Exercise objective: Search the material below for the word "Tailwind". Copy every line that has it.

Data to use:
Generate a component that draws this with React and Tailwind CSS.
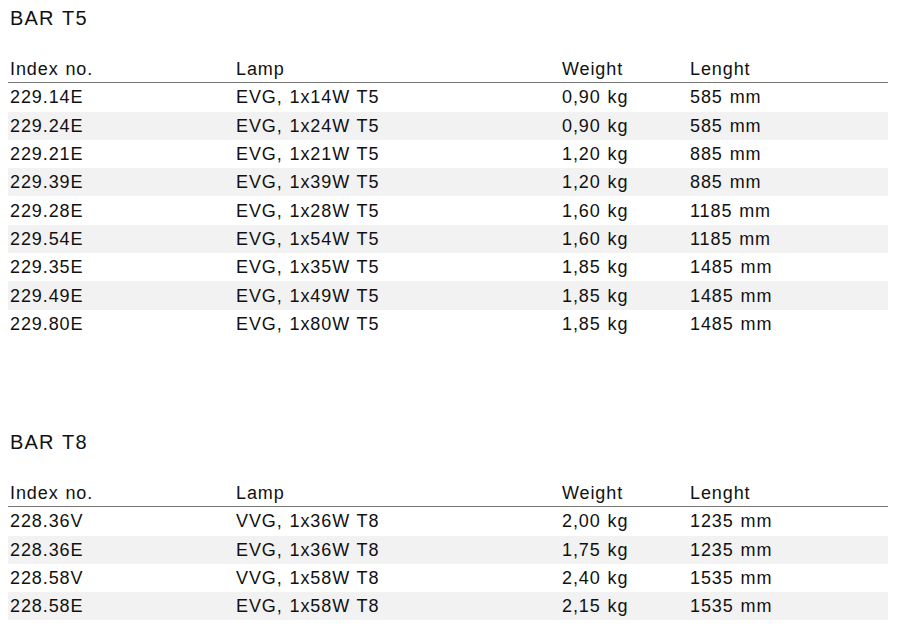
const sections = [
  {
    title: 'BAR T5',
    rows: [
      ['229.14E', 'EVG, 1x14W T5', '0,90 kg', '585 mm'],
      ['229.24E', 'EVG, 1x24W T5', '0,90 kg', '585 mm'],
      ['229.21E', 'EVG, 1x21W T5', '1,20 kg', '885 mm'],
      ['229.39E', 'EVG, 1x39W T5', '1,20 kg', '885 mm'],
      ['229.28E', 'EVG, 1x28W T5', '1,60 kg', '1185 mm'],
      ['229.54E', 'EVG, 1x54W T5', '1,60 kg', '1185 mm'],
      ['229.35E', 'EVG, 1x35W T5', '1,85 kg', '1485 mm'],
      ['229.49E', 'EVG, 1x49W T5', '1,85 kg', '1485 mm'],
      ['229.80E', 'EVG, 1x80W T5', '1,85 kg', '1485 mm'],
    ],
  },
  {
    title: 'BAR T8',
    rows: [
      ['228.36V', 'VVG, 1x36W T8', '2,00 kg', '1235 mm'],
      ['228.36E', 'EVG, 1x36W T8', '1,75 kg', '1235 mm'],
      ['228.58V', 'VVG, 1x58W T8', '2,40 kg', '1535 mm'],
      ['228.58E', 'EVG, 1x58W T8', '2,15 kg', '1535 mm'],
    ],
  },
]

const Row = ({ cells, className }) => (
  <div className={`flex items-center h-[28.3px] pl-[2px] pt-[1px] ${className}`}>
    <div className="w-[226px]">{cells[0]}</div>
    <div className="w-[326px]">{cells[1]}</div>
    <div className="w-[128px]">{cells[2]}</div>
    <div>{cells[3]}</div>
  </div>
)

const App = () => {
  return (
    <div
      className="w-[900px] h-[628px] bg-white text-[#111] overflow-hidden pt-[7px] pl-[8px] pr-[12px] text-[18px] tracking-[0.05em] [word-spacing:1px]"
      style={{ fontFamily: '"Liberation Sans", Arial, sans-serif' }}
    >
      {sections.map((section, i) => (
        <div key={section.title} className={i > 0 ? 'mt-[93px]' : ''}>
          <h2 className="pl-[2px] text-[20px] leading-[22px] tracking-[0.06em]">{section.title}</h2>

          <Row
            cells={['Index no.', 'Lamp', 'Weight', 'Lenght']}
            className="mt-[26px] border-b border-[#777]"
          />
          {section.rows.map((row, j) => (
            <Row
              key={row[0] + j}
              cells={row}
              className={j % 2 === 1 ? 'bg-[#f2f2f3]' : ''}
            />
          ))}
        </div>
      ))}
    </div>
  )
}

export default App
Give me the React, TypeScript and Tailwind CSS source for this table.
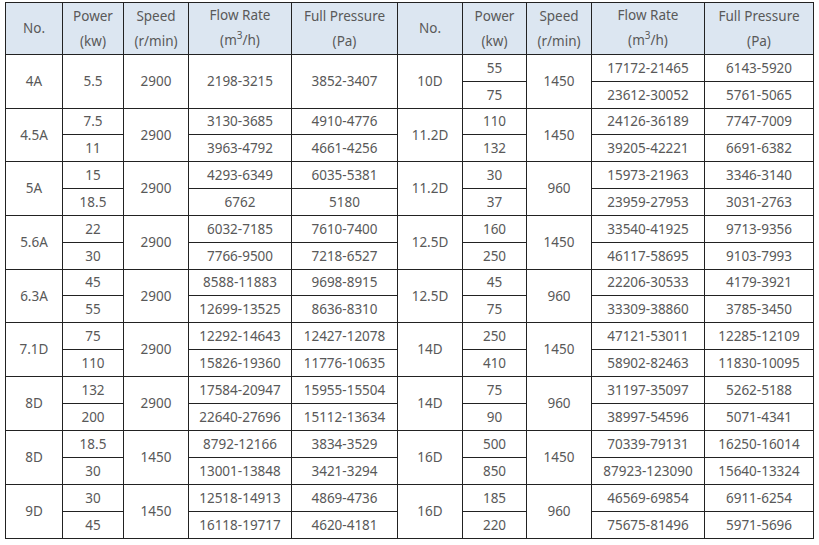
import React from "react";

type Side = {
  no: string;
  power: string[];
  speed: string;
  flow: string[];
  pres: string[];
};

const left: Side[] = [
  { no: "4A", power: ["5.5"], speed: "2900", flow: ["2198-3215"], pres: ["3852-3407"] },
  { no: "4.5A", power: ["7.5", "11"], speed: "2900", flow: ["3130-3685", "3963-4792"], pres: ["4910-4776", "4661-4256"] },
  { no: "5A", power: ["15", "18.5"], speed: "2900", flow: ["4293-6349", "6762"], pres: ["6035-5381", "5180"] },
  { no: "5.6A", power: ["22", "30"], speed: "2900", flow: ["6032-7185", "7766-9500"], pres: ["7610-7400", "7218-6527"] },
  { no: "6.3A", power: ["45", "55"], speed: "2900", flow: ["8588-11883", "12699-13525"], pres: ["9698-8915", "8636-8310"] },
  { no: "7.1D", power: ["75", "110"], speed: "2900", flow: ["12292-14643", "15826-19360"], pres: ["12427-12078", "11776-10635"] },
  { no: "8D", power: ["132", "200"], speed: "2900", flow: ["17584-20947", "22640-27696"], pres: ["15955-15504", "15112-13634"] },
  { no: "8D", power: ["18.5", "30"], speed: "1450", flow: ["8792-12166", "13001-13848"], pres: ["3834-3529", "3421-3294"] },
  { no: "9D", power: ["30", "45"], speed: "1450", flow: ["12518-14913", "16118-19717"], pres: ["4869-4736", "4620-4181"] },
];

const right: Side[] = [
  { no: "10D", power: ["55", "75"], speed: "1450", flow: ["17172-21465", "23612-30052"], pres: ["6143-5920", "5761-5065"] },
  { no: "11.2D", power: ["110", "132"], speed: "1450", flow: ["24126-36189", "39205-42221"], pres: ["7747-7009", "6691-6382"] },
  { no: "11.2D", power: ["30", "37"], speed: "960", flow: ["15973-21963", "23959-27953"], pres: ["3346-3140", "3031-2763"] },
  { no: "12.5D", power: ["160", "250"], speed: "1450", flow: ["33540-41925", "46117-58695"], pres: ["9713-9356", "9103-7993"] },
  { no: "12.5D", power: ["45", "75"], speed: "960", flow: ["22206-30533", "33309-38860"], pres: ["4179-3921", "3785-3450"] },
  { no: "14D", power: ["250", "410"], speed: "1450", flow: ["47121-53011", "58902-82463"], pres: ["12285-12109", "11830-10095"] },
  { no: "14D", power: ["75", "90"], speed: "960", flow: ["31197-35097", "38997-54596"], pres: ["5262-5188", "5071-4341"] },
  { no: "16D", power: ["500", "850"], speed: "1450", flow: ["70339-79131", "87923-123090"], pres: ["16250-16014", "15640-13324"] },
  { no: "16D", power: ["185", "220"], speed: "960", flow: ["46569-69854", "75675-81496"], pres: ["6911-6254", "5971-5696"] },
];

const widths = [57, 61, 65, 103, 106, 65, 64, 65, 113, 109];
const rowH = [
  [27, 27],
  [26, 27],
  [27, 27],
  [27, 27],
  [26, 27],
  [27, 27],
  [27, 27],
  [27, 27],
  [27, 27],
];

const td = "border border-[#222] text-center align-middle p-0";

function Header() {
  const cols: React.ReactNode[] = [];
  for (let s = 0; s < 2; s++) {
    cols.push(
      <th key={`n${s}`} className={`${td} font-normal`}>No.</th>,
      <th key={`p${s}`} className={`${td} font-normal`}>
        <div>Power</div>
        <div>(kw)</div>
      </th>,
      <th key={`s${s}`} className={`${td} font-normal`}>
        <div>Speed</div>
        <div>(r/min)</div>
      </th>,
      <th key={`f${s}`} className={`${td} font-normal`}>
        <div>Flow Rate</div>
        <div>
          (m<span className="text-[10px] relative top-[-6px]">3</span>/h)
        </div>
      </th>,
      <th key={`r${s}`} className={`${td} font-normal`}>
        <div>Full Pressure</div>
        <div>(Pa)</div>
      </th>
    );
  }
  return (
    <tr className="h-[52px] bg-[#dce6f1] leading-[25px]">{cols}</tr>
  );
}

function sideCells(d: Side, sub: number, key: string) {
  const single = d.power.length === 1;
  if (single) {
    if (sub === 1) return [];
    return [
      <td key={key + "n"} rowSpan={2} className={td}>{d.no}</td>,
      <td key={key + "p"} rowSpan={2} className={td}>{d.power[0]}</td>,
      <td key={key + "s"} rowSpan={2} className={td}>{d.speed}</td>,
      <td key={key + "f"} rowSpan={2} className={td}>{d.flow[0]}</td>,
      <td key={key + "r"} rowSpan={2} className={td}>{d.pres[0]}</td>,
    ];
  }
  const cells: React.ReactNode[] = [];
  if (sub === 0) cells.push(<td key={key + "n"} rowSpan={2} className={td}>{d.no}</td>);
  cells.push(<td key={key + "p"} className={td}>{d.power[sub]}</td>);
  if (sub === 0) cells.push(<td key={key + "s"} rowSpan={2} className={td}>{d.speed}</td>);
  cells.push(<td key={key + "f"} className={td}>{d.flow[sub]}</td>);
  cells.push(<td key={key + "r"} className={td}>{d.pres[sub]}</td>);
  return cells;
}

export default function App() {
  const rows: React.ReactNode[] = [];
  left.forEach((l, i) => {
    const r = right[i];
    for (let sub = 0; sub < 2; sub++) {
      rows.push(
        <tr key={`${i}-${sub}`} style={{ height: rowH[i][sub] }}>
          {sideCells(l, sub, `l${i}${sub}`)}
          {sideCells(r, sub, `r${i}${sub}`)}
        </tr>
      );
    }
  });
  return (
    <div className="w-[819px] h-[545px] bg-white pt-[2px] pl-[5px]">
      <table
        className="border-collapse table-fixed text-[13.5px] text-[#595959]"
        style={{ fontFamily: '"Noto Sans", "Open Sans", sans-serif', width: 809 }}
      >
        <colgroup>
          {widths.map((w, i) => (
            <col key={i} style={{ width: w }} />
          ))}
        </colgroup>
        <thead>
          <Header />
        </thead>
        <tbody>{rows}</tbody>
      </table>
    </div>
  );
}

Result of this exercise:
Generate a component that draws this with React and Tailwind CSS.
Give me the React, TypeScript and Tailwind CSS source for this table.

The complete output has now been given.